_DATA EXCERPT_
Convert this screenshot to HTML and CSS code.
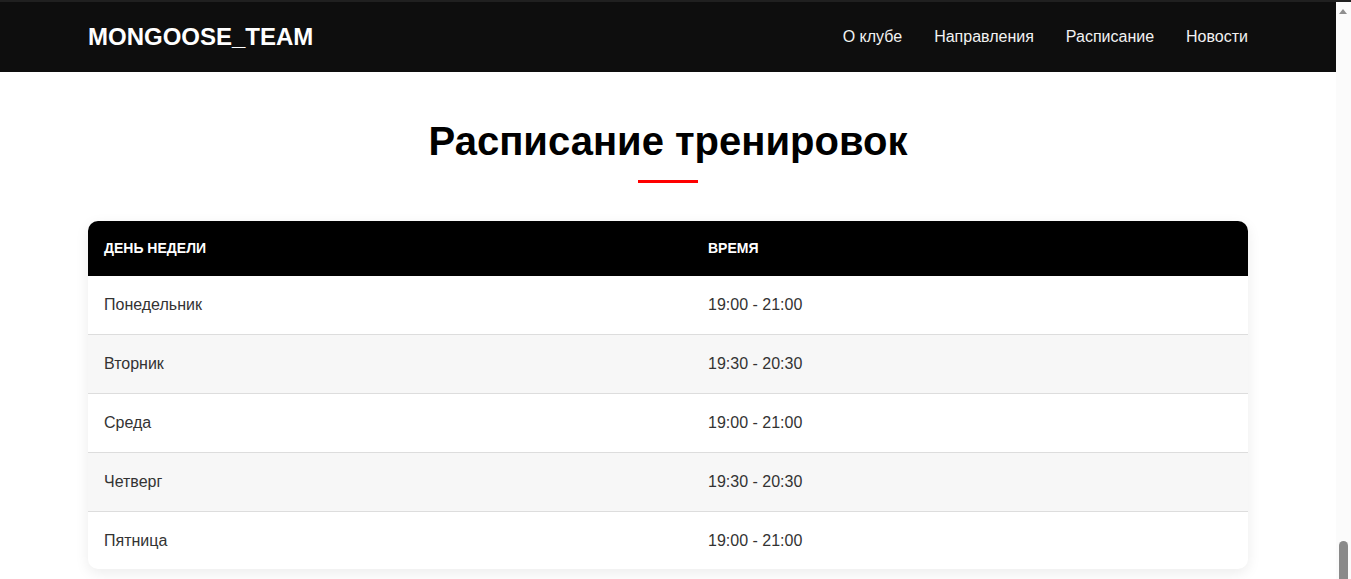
FILE: index.html
```html
<!DOCTYPE html>
<html lang="ru">
<head>
<meta charset="utf-8">
<title>MONGOOSE_TEAM — Расписание</title>
<link rel="stylesheet" href="styles.css">
</head>
<body>
<header class="site-header">
  <div class="container header-inner">
    <div class="logo">MONGOOSE_TEAM</div>
    <nav class="nav">
      <a href="#" class="nav-link">О клубе</a>
      <a href="#" class="nav-link">Направления</a>
      <a href="#" class="nav-link">Расписание</a>
      <a href="#" class="nav-link">Новости</a>
    </nav>
  </div>
</header>
<main>
  <section class="schedule">
    <div class="container">
      <h2 class="section-title">Расписание тренировок</h2>
      <div class="title-line"></div>
      <div class="table-wrap">
        <table class="schedule-table">
          <thead>
            <tr><th class="col-day">День недели</th><th>Время</th></tr>
          </thead>
          <tbody>
            <tr><td>Понедельник</td><td>19:00 - 21:00</td></tr>
            <tr><td>Вторник</td><td>19:30 - 20:30</td></tr>
            <tr><td>Среда</td><td>19:00 - 21:00</td></tr>
            <tr><td>Четверг</td><td>19:30 - 20:30</td></tr>
            <tr><td>Пятница</td><td>19:00 - 21:00</td></tr>
          </tbody>
        </table>
      </div>
    </div>
  </section>
</main>
<div class="scrollbar" aria-hidden="true">
  <span class="scroll-arrow"></span>
  <span class="scroll-thumb"></span>
</div>
</body>
</html>
```
FILE: styles.css
```css
* {
  box-sizing: border-box;
}
body {
  margin: 0;
  padding-right: 15px;
  font-family: "Liberation Sans", Arial, sans-serif;
  color: #333;
  background: #fff;
  line-height: 1.6;
}
.container {
  max-width: 1160px;
  margin: 0 auto;
}
.site-header {
  background: #0e0e0e;
  border-top: 2px solid #202020;
  height: 72px;
}
.header-inner {
  height: 70px;
  display: flex;
  align-items: center;
  justify-content: space-between;
}
.logo {
  color: #fff;
  font-weight: 700;
  font-size: 24px;
  line-height: 1;
}
.nav {
  display: flex;
  gap: 32px;
}
.nav-link {
  color: #f2f2f2;
  text-decoration: none;
  font-size: 16px;
}
.schedule {
  padding-top: 45px;
  padding-bottom: 10px;
}
.section-title {
  margin: 0;
  text-align: center;
  font-size: 40px;
  line-height: 1.2;
  font-weight: 700;
  color: #000;
}
.title-line {
  width: 60px;
  height: 3px;
  background: #ff0000;
  margin: 15px auto 38px;
}
.table-wrap {
  border-radius: 10px;
  overflow: hidden;
  box-shadow: 0 4px 14px rgba(0, 0, 0, 0.08);
}
.schedule-table {
  width: 100%;
  border-collapse: collapse;
}
.schedule-table th {
  background: #000;
  color: #fff;
  text-align: left;
  text-transform: uppercase;
  font-size: 14px;
  font-weight: 700;
  padding: 16px 16px 17px;
}
.col-day {
  width: 604px;
}
.schedule-table td {
  padding: 16.1px 16px;
  font-size: 16px;
  color: #333;
  border-bottom: 1px solid #ddd;
}
.schedule-table tbody tr:nth-child(even) td {
  background: #f7f7f7;
}
.schedule-table tbody tr:last-child td {
  border-bottom: none;
}

/* decorative browser scrollbar seen in the reference */
.scrollbar {
  position: fixed;
  top: 0;
  right: 0;
  bottom: 0;
  width: 15px;
  background: #fbfbfb;
  border-top: 2px solid #202020;
}
.scroll-arrow {
  position: absolute;
  top: 7px;
  left: 3px;
  width: 0;
  height: 0;
  border-left: 4.5px solid transparent;
  border-right: 4.5px solid transparent;
  border-bottom: 5px solid #8f8f8f;
}
.scroll-thumb {
  position: absolute;
  left: 3px;
  bottom: 0;
  width: 9px;
  height: 38px;
  background: #8a8a8a;
  border-radius: 5px 5px 0 0;
}
```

_WHAT YOU NEED TO DO_
Output a faithful copy of the data, with each picture left out.

_RESULT BELOW_
Convert this screenshot to HTML and CSS code.
FILE: index.html
```html
<!DOCTYPE html>
<html lang="ru">
<head>
<meta charset="utf-8">
<title>MONGOOSE_TEAM — Расписание</title>
<link rel="stylesheet" href="styles.css">
</head>
<body>
<header class="site-header">
  <div class="container header-inner">
    <div class="logo">MONGOOSE_TEAM</div>
    <nav class="nav">
      <a href="#" class="nav-link">О клубе</a>
      <a href="#" class="nav-link">Направления</a>
      <a href="#" class="nav-link">Расписание</a>
      <a href="#" class="nav-link">Новости</a>
    </nav>
  </div>
</header>
<main>
  <section class="schedule">
    <div class="container">
      <h2 class="section-title">Расписание тренировок</h2>
      <div class="title-line"></div>
      <div class="table-wrap">
        <table class="schedule-table">
          <thead>
            <tr><th class="col-day">День недели</th><th>Время</th></tr>
          </thead>
          <tbody>
            <tr><td>Понедельник</td><td>19:00 - 21:00</td></tr>
            <tr><td>Вторник</td><td>19:30 - 20:30</td></tr>
            <tr><td>Среда</td><td>19:00 - 21:00</td></tr>
            <tr><td>Четверг</td><td>19:30 - 20:30</td></tr>
            <tr><td>Пятница</td><td>19:00 - 21:00</td></tr>
          </tbody>
        </table>
      </div>
    </div>
  </section>
</main>
<div class="scrollbar" aria-hidden="true">
  <span class="scroll-arrow"></span>
  <span class="scroll-thumb"></span>
</div>
</body>
</html>
```
FILE: styles.css
```css
* {
  box-sizing: border-box;
}
body {
  margin: 0;
  padding-right: 15px;
  font-family: "Liberation Sans", Arial, sans-serif;
  color: #333;
  background: #fff;
  line-height: 1.6;
}
.container {
  max-width: 1160px;
  margin: 0 auto;
}
.site-header {
  background: #0e0e0e;
  border-top: 2px solid #202020;
  height: 72px;
}
.header-inner {
  height: 70px;
  display: flex;
  align-items: center;
  justify-content: space-between;
}
.logo {
  color: #fff;
  font-weight: 700;
  font-size: 24px;
  line-height: 1;
}
.nav {
  display: flex;
  gap: 32px;
}
.nav-link {
  color: #f2f2f2;
  text-decoration: none;
  font-size: 16px;
}
.schedule {
  padding-top: 45px;
  padding-bottom: 10px;
}
.section-title {
  margin: 0;
  text-align: center;
  font-size: 40px;
  line-height: 1.2;
  font-weight: 700;
  color: #000;
}
.title-line {
  width: 60px;
  height: 3px;
  background: #ff0000;
  margin: 15px auto 38px;
}
.table-wrap {
  border-radius: 10px;
  overflow: hidden;
  box-shadow: 0 4px 14px rgba(0, 0, 0, 0.08);
}
.schedule-table {
  width: 100%;
  border-collapse: collapse;
}
.schedule-table th {
  background: #000;
  color: #fff;
  text-align: left;
  text-transform: uppercase;
  font-size: 14px;
  font-weight: 700;
  padding: 16px 16px 17px;
}
.col-day {
  width: 604px;
}
.schedule-table td {
  padding: 16.1px 16px;
  font-size: 16px;
  color: #333;
  border-bottom: 1px solid #ddd;
}
.schedule-table tbody tr:nth-child(even) td {
  background: #f7f7f7;
}
.schedule-table tbody tr:last-child td {
  border-bottom: none;
}

/* decorative browser scrollbar seen in the reference */
.scrollbar {
  position: fixed;
  top: 0;
  right: 0;
  bottom: 0;
  width: 15px;
  background: #fbfbfb;
  border-top: 2px solid #202020;
}
.scroll-arrow {
  position: absolute;
  top: 7px;
  left: 3px;
  width: 0;
  height: 0;
  border-left: 4.5px solid transparent;
  border-right: 4.5px solid transparent;
  border-bottom: 5px solid #8f8f8f;
}
.scroll-thumb {
  position: absolute;
  left: 3px;
  bottom: 0;
  width: 9px;
  height: 38px;
  background: #8a8a8a;
  border-radius: 5px 5px 0 0;
}
```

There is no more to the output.